A service provider is a company that makes one or more services (e.g., telecom, internet, cable TV, satellite TV, etc.) available to its customers or subscribers.
One example of a telecommunication service is a telephone subscription, which may include, for example, access to telephone services on a prepaid, fixed or unlimited subscription plan. The telephone service may use any one of a variety of different networks (e.g., 3g, 4g, LTE), have different caps or limits, include voicemail service (or not), include multimedia service (or not), include short message service (SMS) (or not), etc. Some subscription plans may include telephone services as well as other services, such as television over cable, fiber or satellite, etc.
Service providers typically own or rent infrastructure that supports providing the services. The infrastructure may include, for example, one or more network elements that facilitate rendering the services. Network elements are devices (e.g., Remote Authentication Dial-In User Services (RADIUS) routers, Home Location Registers (HLR), Digital Subscriber Line Access Multiplexer (DSLAM), soft switches, web servers, (DOCSIS) cable modems, embedded multimedia terminal adapters (E-MTA), set-top boxes, optical network terminals (ONT), modems xDSL, FTP/TFTP servers, cable modem termination systems (CMTS), etc.) that provide or facilitate providing one or more services on a service provider's infrastructure.
The network elements may communicate through different communication channels such as, for example, SNMP, TL1, Telnet, SSH, FTP, HTTP, LDAP, CORBA, SQL, Netconf, DOCSIS, etc. They may follow different protocols and may be implemented using different programming languages. Moreover, the protocols and programming languages may differ depending on the vendor (e.g., who manufactures the device), model and version.

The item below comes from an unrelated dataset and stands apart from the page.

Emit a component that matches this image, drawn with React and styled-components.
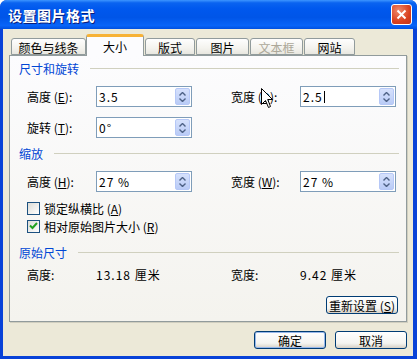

Typically, the service provider provides any services needed to satisfy the requirements of the subscription plans he or she sells. For example, a “GSM free” subscription plan offered by a telecommunications service provider may include services such as voicemail, SMS and a phone line. As another example, a satellite TV subscription may include, for example, the availability of some TV channels and some occasional promotions. Once a service provider sells a new subscription plan, he or she typically needs to activate the underlying services within his or her infrastructure in order for the subscriber to receive the service(s) he or she is paying for. Typically, the service provider can start charging for the subscription only once the service is enabled or activated, hence there is a need to make this happen, and it is desirable to do this quickly, and with an efficient use of resources. Analogously, the service provider may need to interact with his or her infrastructure for subscription deactivations or modifications, or when one or more of the network elements in the infrastructure is to be modified, replaced or removed.
The process of managing a service provider's infrastructure (e.g., to activate, deactivate, or modify) services, etc. can be complex, difficult, time consuming, and expensive.